Front-end source files:
+ + + +

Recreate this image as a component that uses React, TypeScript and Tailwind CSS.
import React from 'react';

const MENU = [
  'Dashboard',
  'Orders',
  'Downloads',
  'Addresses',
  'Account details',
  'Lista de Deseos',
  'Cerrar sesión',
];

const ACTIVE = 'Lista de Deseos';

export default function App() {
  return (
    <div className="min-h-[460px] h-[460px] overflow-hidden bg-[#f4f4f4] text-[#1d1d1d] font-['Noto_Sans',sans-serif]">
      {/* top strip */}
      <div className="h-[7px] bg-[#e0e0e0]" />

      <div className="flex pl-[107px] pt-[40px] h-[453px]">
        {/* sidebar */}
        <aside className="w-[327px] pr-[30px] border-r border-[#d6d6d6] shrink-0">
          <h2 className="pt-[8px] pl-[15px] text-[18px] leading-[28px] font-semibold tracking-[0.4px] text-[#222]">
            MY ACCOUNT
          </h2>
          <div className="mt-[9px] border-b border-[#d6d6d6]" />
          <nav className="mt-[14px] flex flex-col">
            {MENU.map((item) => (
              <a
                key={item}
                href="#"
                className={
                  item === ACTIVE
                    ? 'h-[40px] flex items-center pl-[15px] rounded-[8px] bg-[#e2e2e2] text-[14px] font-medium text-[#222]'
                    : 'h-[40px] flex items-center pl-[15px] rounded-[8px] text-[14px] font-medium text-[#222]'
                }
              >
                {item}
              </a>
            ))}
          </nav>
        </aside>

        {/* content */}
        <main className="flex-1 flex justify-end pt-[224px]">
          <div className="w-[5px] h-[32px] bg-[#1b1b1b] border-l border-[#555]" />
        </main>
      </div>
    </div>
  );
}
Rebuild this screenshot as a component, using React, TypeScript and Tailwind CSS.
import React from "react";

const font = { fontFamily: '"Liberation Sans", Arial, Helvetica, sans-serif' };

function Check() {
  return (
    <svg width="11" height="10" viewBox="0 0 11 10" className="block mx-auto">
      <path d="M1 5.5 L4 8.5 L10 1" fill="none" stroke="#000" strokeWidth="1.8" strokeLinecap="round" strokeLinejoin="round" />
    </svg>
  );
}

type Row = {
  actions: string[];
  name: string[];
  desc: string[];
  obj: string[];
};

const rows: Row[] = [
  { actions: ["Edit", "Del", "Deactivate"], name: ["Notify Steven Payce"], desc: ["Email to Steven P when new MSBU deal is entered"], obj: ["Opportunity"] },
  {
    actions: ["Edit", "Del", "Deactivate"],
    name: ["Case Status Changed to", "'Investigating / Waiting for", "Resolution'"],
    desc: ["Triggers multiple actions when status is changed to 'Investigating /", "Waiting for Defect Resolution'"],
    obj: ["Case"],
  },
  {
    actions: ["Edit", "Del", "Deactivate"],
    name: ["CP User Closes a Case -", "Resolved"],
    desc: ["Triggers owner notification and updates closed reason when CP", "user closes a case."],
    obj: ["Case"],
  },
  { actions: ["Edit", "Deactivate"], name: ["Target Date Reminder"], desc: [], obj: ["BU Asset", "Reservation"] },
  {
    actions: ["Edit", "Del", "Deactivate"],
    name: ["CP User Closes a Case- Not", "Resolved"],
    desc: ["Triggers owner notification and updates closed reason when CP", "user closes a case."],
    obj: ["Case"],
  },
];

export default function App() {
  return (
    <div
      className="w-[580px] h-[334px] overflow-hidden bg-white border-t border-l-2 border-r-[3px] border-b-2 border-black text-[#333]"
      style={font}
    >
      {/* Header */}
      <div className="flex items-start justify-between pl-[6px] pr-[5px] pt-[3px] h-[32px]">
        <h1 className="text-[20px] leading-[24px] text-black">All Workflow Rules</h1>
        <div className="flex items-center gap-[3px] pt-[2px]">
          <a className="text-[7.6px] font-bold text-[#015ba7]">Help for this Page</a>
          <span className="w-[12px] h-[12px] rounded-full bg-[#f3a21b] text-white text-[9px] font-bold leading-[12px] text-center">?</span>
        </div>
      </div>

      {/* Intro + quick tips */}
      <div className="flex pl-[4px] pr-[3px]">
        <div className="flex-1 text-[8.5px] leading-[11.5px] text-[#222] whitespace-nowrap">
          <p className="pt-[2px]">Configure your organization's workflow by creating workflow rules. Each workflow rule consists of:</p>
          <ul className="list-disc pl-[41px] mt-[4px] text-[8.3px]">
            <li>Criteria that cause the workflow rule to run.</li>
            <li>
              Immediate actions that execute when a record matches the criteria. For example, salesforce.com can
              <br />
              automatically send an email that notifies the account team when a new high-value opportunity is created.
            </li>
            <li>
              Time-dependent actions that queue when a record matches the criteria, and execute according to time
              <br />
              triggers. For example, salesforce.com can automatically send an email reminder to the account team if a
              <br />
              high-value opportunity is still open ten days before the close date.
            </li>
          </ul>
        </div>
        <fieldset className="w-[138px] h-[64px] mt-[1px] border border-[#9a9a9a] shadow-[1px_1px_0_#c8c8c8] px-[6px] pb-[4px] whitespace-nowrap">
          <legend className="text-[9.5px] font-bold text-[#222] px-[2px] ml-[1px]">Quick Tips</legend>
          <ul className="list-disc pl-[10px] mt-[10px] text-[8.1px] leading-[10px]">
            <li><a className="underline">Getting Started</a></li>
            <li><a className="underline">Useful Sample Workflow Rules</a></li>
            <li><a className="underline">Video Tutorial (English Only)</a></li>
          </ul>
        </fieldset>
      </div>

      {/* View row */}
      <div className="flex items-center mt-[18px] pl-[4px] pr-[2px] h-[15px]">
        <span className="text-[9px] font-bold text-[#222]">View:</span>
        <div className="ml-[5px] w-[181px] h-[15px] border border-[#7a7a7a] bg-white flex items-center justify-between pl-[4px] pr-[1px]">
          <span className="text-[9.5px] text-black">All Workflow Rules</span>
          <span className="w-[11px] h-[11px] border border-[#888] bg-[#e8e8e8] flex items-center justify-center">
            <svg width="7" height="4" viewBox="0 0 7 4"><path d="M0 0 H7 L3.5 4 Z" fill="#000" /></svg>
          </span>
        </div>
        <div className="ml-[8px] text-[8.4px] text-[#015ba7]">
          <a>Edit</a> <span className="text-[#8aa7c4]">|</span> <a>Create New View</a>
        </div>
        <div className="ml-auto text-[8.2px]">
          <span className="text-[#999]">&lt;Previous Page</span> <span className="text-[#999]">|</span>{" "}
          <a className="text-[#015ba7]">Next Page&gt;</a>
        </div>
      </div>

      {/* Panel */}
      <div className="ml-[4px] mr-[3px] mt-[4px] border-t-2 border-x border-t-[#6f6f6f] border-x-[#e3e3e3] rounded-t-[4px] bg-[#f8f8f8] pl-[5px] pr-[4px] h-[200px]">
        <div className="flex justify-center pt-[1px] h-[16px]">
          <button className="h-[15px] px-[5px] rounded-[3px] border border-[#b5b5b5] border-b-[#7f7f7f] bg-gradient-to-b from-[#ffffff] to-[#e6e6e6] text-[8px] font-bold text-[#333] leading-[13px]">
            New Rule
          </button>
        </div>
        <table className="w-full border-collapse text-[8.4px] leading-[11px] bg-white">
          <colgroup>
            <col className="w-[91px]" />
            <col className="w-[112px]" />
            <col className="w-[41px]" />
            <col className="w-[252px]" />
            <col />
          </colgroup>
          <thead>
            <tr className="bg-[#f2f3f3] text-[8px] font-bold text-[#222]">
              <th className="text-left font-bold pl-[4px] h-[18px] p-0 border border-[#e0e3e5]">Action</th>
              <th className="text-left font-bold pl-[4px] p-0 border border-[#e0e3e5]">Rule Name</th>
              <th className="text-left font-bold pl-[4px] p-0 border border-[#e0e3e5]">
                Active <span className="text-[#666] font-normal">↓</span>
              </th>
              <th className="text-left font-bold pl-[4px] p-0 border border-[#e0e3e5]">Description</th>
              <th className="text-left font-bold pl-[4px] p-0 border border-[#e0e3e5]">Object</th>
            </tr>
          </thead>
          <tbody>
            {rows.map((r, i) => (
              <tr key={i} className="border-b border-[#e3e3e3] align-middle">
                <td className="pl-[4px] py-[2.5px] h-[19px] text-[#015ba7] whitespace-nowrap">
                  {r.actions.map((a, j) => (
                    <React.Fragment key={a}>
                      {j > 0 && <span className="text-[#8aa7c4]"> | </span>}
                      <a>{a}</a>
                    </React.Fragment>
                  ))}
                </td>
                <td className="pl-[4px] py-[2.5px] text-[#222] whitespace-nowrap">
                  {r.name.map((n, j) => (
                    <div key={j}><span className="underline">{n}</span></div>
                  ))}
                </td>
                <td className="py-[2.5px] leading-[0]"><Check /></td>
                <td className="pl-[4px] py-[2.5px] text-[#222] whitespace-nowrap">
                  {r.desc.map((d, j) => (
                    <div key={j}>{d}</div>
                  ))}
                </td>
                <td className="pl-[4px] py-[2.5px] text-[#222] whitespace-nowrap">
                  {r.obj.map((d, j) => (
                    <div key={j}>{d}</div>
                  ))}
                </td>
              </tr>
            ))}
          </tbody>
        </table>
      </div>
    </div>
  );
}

+ + + +

_The exercise:_
Retype the portion of the data above that starts on the line with "Rebuild this screenshot" and finishes on the line with "Arial, Helvetica, sans-serif'", including both of those lines.

_Solution for this exercise:_
Rebuild this screenshot as a component, using React, TypeScript and Tailwind CSS.
import React from "react";

const font = { fontFamily: '"Liberation Sans", Arial, Helvetica, sans-serif' };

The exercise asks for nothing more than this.